Originally created to aid auto plants and prevent massive layoffs, the MEGA program unexpectedly created $9.4 billion in potential future tax liability for the state. The result was two bills in the Michigan Legislature to limit the programs, according to the Associated Press.
This sentiment by manufacturers is underscored by BDO’s Tax Outlook Survey, which revealed that 75 percent of respondents — tax directors at $1 billion-plus companies — say the cost of compliance within the tax and financial regulatory landscape has risen over the past three years. Additionally, 45 percent note uncertainty around foreign, federal and state tax legislation is the primary tax issue they currently face.

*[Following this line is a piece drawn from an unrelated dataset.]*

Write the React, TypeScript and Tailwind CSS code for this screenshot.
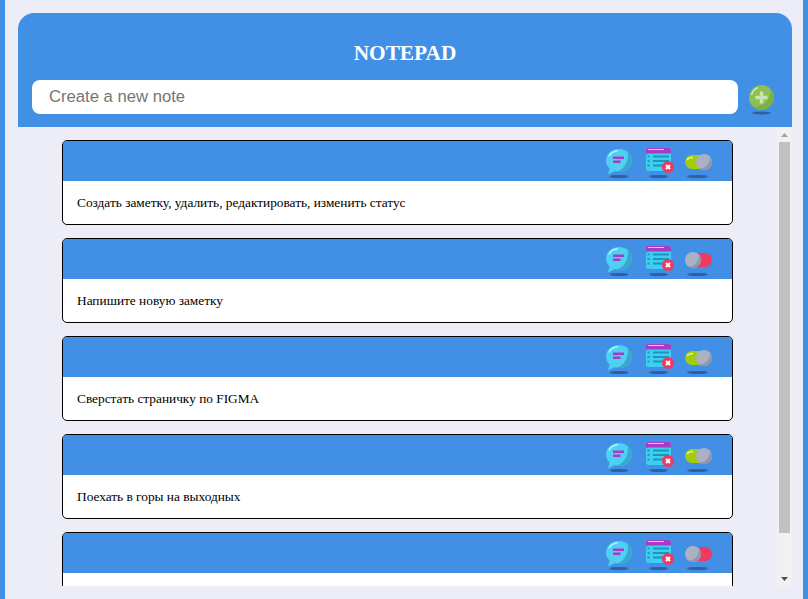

BDO serves clients through 58 offices and more than 400 independent alliance firm locations nationwide. As an independent member firm of BDO International Ltd., BDO serves multi-national clients through a global network of 1,328 offices in 152 countries.
2015Rank Risk Factor Cited in 10-K Filing 2015 2014
1. Federal, State and/or Local Regulations 100% 94%
2. Competition and Consolidation in Manufacturing 97% 100%
3. General Economic Conditions 94% 97%
4. Currency/Foreign Exchange Fluctuation 90% 88%
5. U.S. and Foreign Supplier/Vendor Concerns and Distribution Disruptions 87% 88%
5t. Threats to International Operations 87% 85%
5t. Management of Mergers & Acquisitions 87% 85%
5t. Less Demand for Products 87% 85%
5t. Commodity/Raw Material Prices 87% 76%
10.Failure to Properly Execute Business Strategy 84% 76%
11.Legal Proceedings 81% 85%
12.Restrictive International Trade Policies 77% 79%
12t.* Product Quality Issues/Recalls 77% 74%
12t.* Breaches of Technology Security 77% 53%
15.Intellectual Property Violations/Challenges 74% 74%
16.Labor Concerns; Underfunded Pensions 71% 76%
16t.* Health of the Major Industries They Serve 71% 74%
18.Environmental Laws, Regulations and Liability 68% 76%
18t. Access to Capital 68% 76%
20.Ability to Innovate to Meet Changing Customer Needs 65% 68%
20t.* Loss of Key Management/New Management65% 65%
20t.* Ability to Maintain and Implement New Operational Infrastructure, Including IT Systems 65% 62%
20t.* Natural Disasters, War, Conflicts and Terrorist Attacks 65% 62%
* t indicates a tie in the risk factor ranking.
**2015 and 2014 percentages are out of 32 and 34 companies, respectively.